Ella no había advertido nada, aunque quizás había tenido ante los ojos las claves para hacerla; pero estaba demasiado ciega como para verlas, y ahora estaba ciega de verdad, pues los ojos se le habían anegado en llanto debido a la sorpresa y el asombro y sentía un desesperado y urgente martilleo que sabía procedía de su corazón.
—Dianora —dijo Brandín—, anoche te necesité tanto que me asusté. No envié a buscarte porque de alguna forma tenía que hacer frente a lo que me había sucedido cuando desviaste la flecha de Camena. Utilicé a Solares para engañar a la corte, ni más ni menos: así no podrían pensar que el peligro me había acobardado. Pasé toda la noche recorriendo la habitación o sentado al escritorio tratando de poner en claro el punto en que se encontraba mi vida. Mi esposa y mi único hijo vivo habían tratado de matarme y habían fallado gracias a ti. Al dar vueltas a tal pensamiento, consumido por tal certeza, me di cuenta, ya cerca del alba, de que te había dejado sola toda la noche. Querida, ¿podrás perdonármelo alguna vez?
«Quiero que el tiempo se detenga —estaba pensando Dianora mientras trataba en vano de enjugarse las lágrimas que le impedían ver a Brandín—. No quiero abandonar jamás esta habitación. Quiero oír una y otra vez esas palabras, siempre, hasta que muera».
—Durante mi paseo a caballo tomé una decisión —añadió el rey—. Estuve dando vueltas a lo que Isolla dijo y llegué a la conclusión de que estaba en lo cierto.
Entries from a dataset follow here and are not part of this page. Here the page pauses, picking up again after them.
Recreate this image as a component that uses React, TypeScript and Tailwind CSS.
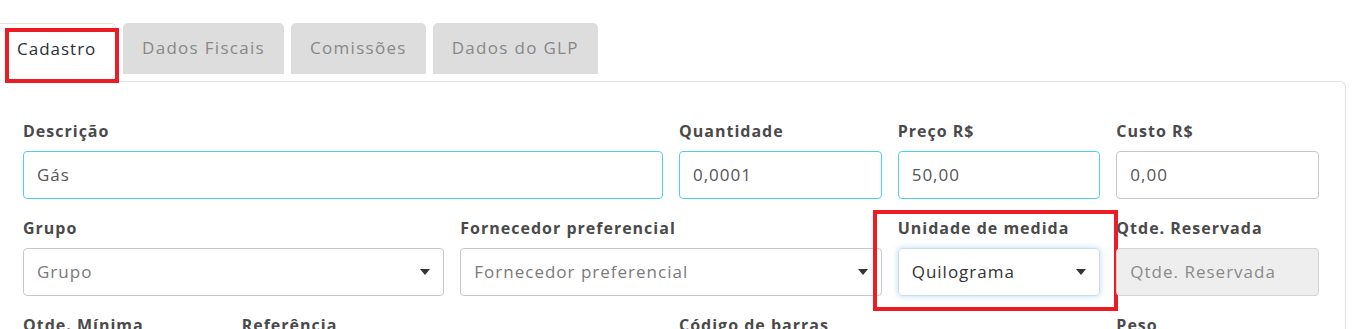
import React from "react";

const font = { fontFamily: "'Open Sans', 'Liberation Sans', sans-serif" };

function Caret() {
  return (
    <svg width="10" height="6" viewBox="0 0 10 6" className="absolute right-[13px] top-1/2 -translate-y-1/2">
      <path d="M0 0 L10 0 L5 6 Z" fill="#333" />
    </svg>
  );
}

function Field({
  label,
  span,
  children,
  outline,
}: {
  label: string;
  span: string;
  children?: React.ReactNode;
  outline?: boolean;
}) {
  return (
    <div className={`relative ${span}`}>
      {outline && (
        <div className="absolute -left-[25px] -right-[18px] -top-[8px] -bottom-[15px] border-4 border-[#ec1c24] pointer-events-none" />
      )}
      <div className="h-5 leading-5 text-[16px] font-bold text-[#4a4a4a] tracking-[1px] whitespace-nowrap">{label}</div>
      {children && <div className="mt-[10px]">{children}</div>}
    </div>
  );
}

function Input({ value, tone = "plain" }: { value: string; tone?: "teal" | "plain" | "muted" }) {
  const cls =
    tone === "teal"
      ? "border-[#4fd1de] text-[#555]"
      : tone === "muted"
      ? "border-[#d4d4d4] bg-[#eeeeee] text-[#8a8a8a]"
      : "border-[#c8c8c8] text-[#555]";
  return (
    <div className={`h-12 rounded-[4px] border flex items-center px-[13px] text-[17px] tracking-[1px] ${cls}`}>
      {value}
    </div>
  );
}

function Select({ value, placeholder, focus }: { value: string; placeholder?: boolean; focus?: boolean }) {
  return (
    <div
      className={`relative h-12 rounded-[4px] border flex items-center px-[13px] text-[17px] tracking-[1px] ${
        focus
          ? "border-[#cfdbe6] shadow-[0_0_6px_rgba(102,175,233,0.45)]"
          : "border-[#c8c8c8]"
      } ${placeholder ? "text-[#7a7a7a]" : "text-[#333]"}`}
    >
      {value}
      <Caret />
    </div>
  );
}

export default function App() {
  return (
    <div className="bg-white w-[1355px] h-[329px] overflow-hidden" style={font}>
      <div className="pt-[23px] pr-[9px]">
        {/* Tabs */}
        <div className="relative z-10 flex items-start gap-[7px] h-[59px]">
          <div className="relative h-[59px] w-[116px] bg-white border-t border-r border-[#e2e2e2] rounded-tr-[5px] flex items-start pl-[17px] pt-[12px] text-[17px] tracking-[1px] text-[#2a2f3a]">
            <div className="absolute left-[5px] top-[4px] w-[114px] h-[55px] border-4 border-[#ec1c24]" />
            Cadastro
          </div>
          <div className="h-[51px] px-[19px] bg-[#dddddd] rounded-t-[5px] flex items-start pt-[12px] text-[17px] tracking-[1.3px] text-[#888]">Dados Fiscais</div>
          <div className="h-[51px] px-[19px] bg-[#dddddd] rounded-t-[5px] flex items-start pt-[12px] text-[17px] tracking-[1.3px] text-[#888]">Comissões</div>
          <div className="h-[51px] px-[19px] bg-[#dddddd] rounded-t-[5px] flex items-start pt-[12px] text-[17px] tracking-[1.3px] text-[#888]">Dados do GLP</div>
        </div>

        {/* Panel */}
        <div className="-mt-px border-t border-r border-[#e2e2e2] rounded-tr-[6px] pl-[23px] pr-[26px] pt-[39px] h-[300px]">
          <div className="grid grid-cols-6 gap-x-4 gap-y-[19px]">
            <Field label="Descrição" span="col-span-3">
              <Input value="Gás" tone="teal" />
            </Field>
            <Field label="Quantidade" span="col-span-1">
              <Input value="0,0001" tone="teal" />
            </Field>
            <Field label="Preço R$" span="col-span-1">
              <Input value="50,00" tone="teal" />
            </Field>
            <Field label="Custo R$" span="col-span-1">
              <Input value="0,00" />
            </Field>

            <Field label="Grupo" span="col-span-2">
              <Select value="Grupo" placeholder />
            </Field>
            <Field label="Fornecedor preferencial" span="col-span-2">
              <Select value="Fornecedor preferencial" placeholder />
            </Field>
            <Field label="Unidade de medida" span="col-span-1" outline>
              <Select value="Quilograma" focus />
            </Field>
            <Field label="Qtde. Reservada" span="col-span-1">
              <Input value="Qtde. Reservada" tone="muted" />
            </Field>

            <Field label="Qtde. Mínima" span="col-span-1" />
            <Field label="Referência" span="col-span-2" />
            <Field label="Código de barras" span="col-span-2" />
            <Field label="Peso" span="col-span-1" />
          </div>
        </div>
      </div>
    </div>
  );
}
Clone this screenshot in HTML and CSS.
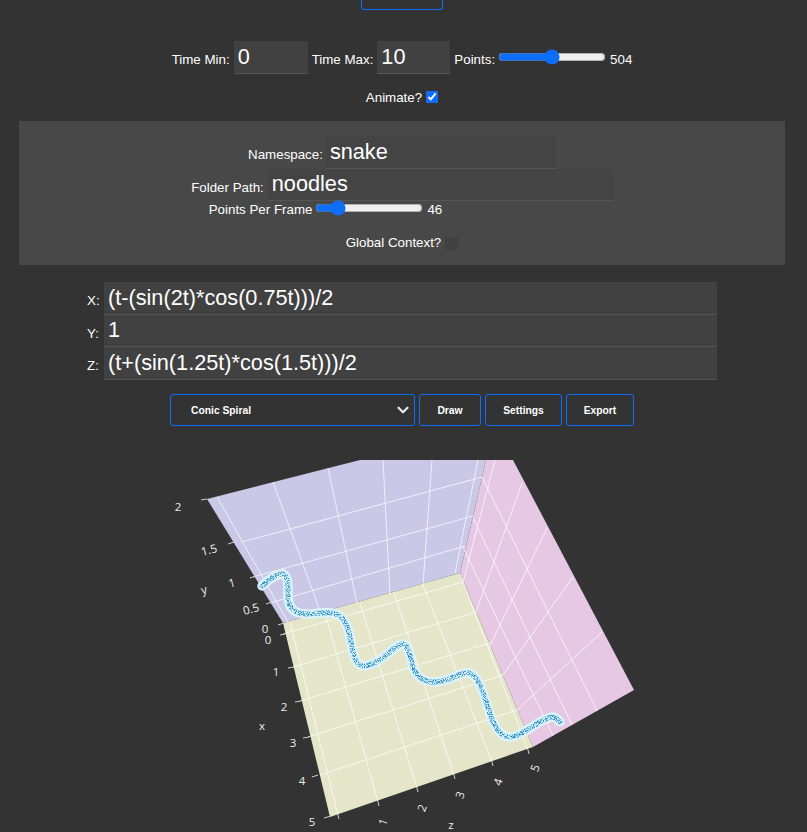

Puesto que no puedo seguramente cambiar lo que me he comprometido a hacer aquí, debo disponerme a pagar el precio yo solo; no puedo permitir que otros lo paguen por mí en Ygrath.
Dianora estaba temblando, incapaz de retener el llanto. Él no la había tocado, ni siquiera se le había acercado. Detrás del rey, el rostro de Rhun era una crispada máscara de dolor, de fatalidad y de algo más. La joven cerró los ojos.
—¿Qué vas a hacer? —susurró; le costaba trabajo articular las palabras.
Y entonces él se lo contó. Todo. Le explicó cuál era el camino que el destino la invitaba a seguir. Dianora lo escuchaba, llorando silenciosamente. Las lágrimas le surgían de lo más profundo del corazón; por fin comprendió que la rueda estaba completando el círculo.
Al escuchar la voz grave de Brandín acunada por el chisporrotear de las llamas en el Día de los Rescoldos, Dianora sólo vio en su imaginación las imágenes reflejadas en el agua. La oscura superficie del estanque del jardín y la visión del mar que había contemplado en aquellas aguas. Y, aunque no tenía el don de la predicción, podía ver adónde los estaban conduciendo aquellas palabras, a todos ellos, y acabó de comprender lo que el estanque le había mostrado.
Rebuscó en su corazón y con abrumadora pena constató que éste seguía siendo de Brandín y que, pese a todo, no lo había recuperado. Aun así, y eso era lo más doloroso, supo con toda certeza lo que estaba a punto de ocurrir, lo que ella iba a hacer.
Durante años, en las noches que había pasado sola en el saishan, había soñado con encontrar un camino como el que ahora estaban trazando para ella las palabras que él pronunciaba. Al escucharlo, al pensar en todo aquello, ya no pudo soportar más la distancia que los separaba. Se levantó de la silla, se dejó caer de rodillas en la alfombra y apoyó la cabeza en el regazo del rey. Brandín le acarició los cabellos, una y otra vez, mientras le iba contando lo que le había sucedido por la noche y durante el paseo a caballo; le contó que deseaba aceptar el precio de lo que había hecho en la Palma; y le habló de amor, el único sentimiento ante el que ella jamás hubiera podido protegerse.
Dianora lloraba silenciosamente, incapaz de retener las lágrimas mientras seguían fluyendo las palabras del rey y el fuego se iba consumiendo en la chimenea. Lloraba de amor por él, lloraba por su familia y por su patria, por la inocencia y por todo lo que había perdido en el transcurrir de los años, y sobre todo lloraba amargamente por las traiciones que se avecinaban. Por las traiciones que acechaban en las puertas de la habitación y hacia las que la empujaba el inexorable transcurrir del tiempo.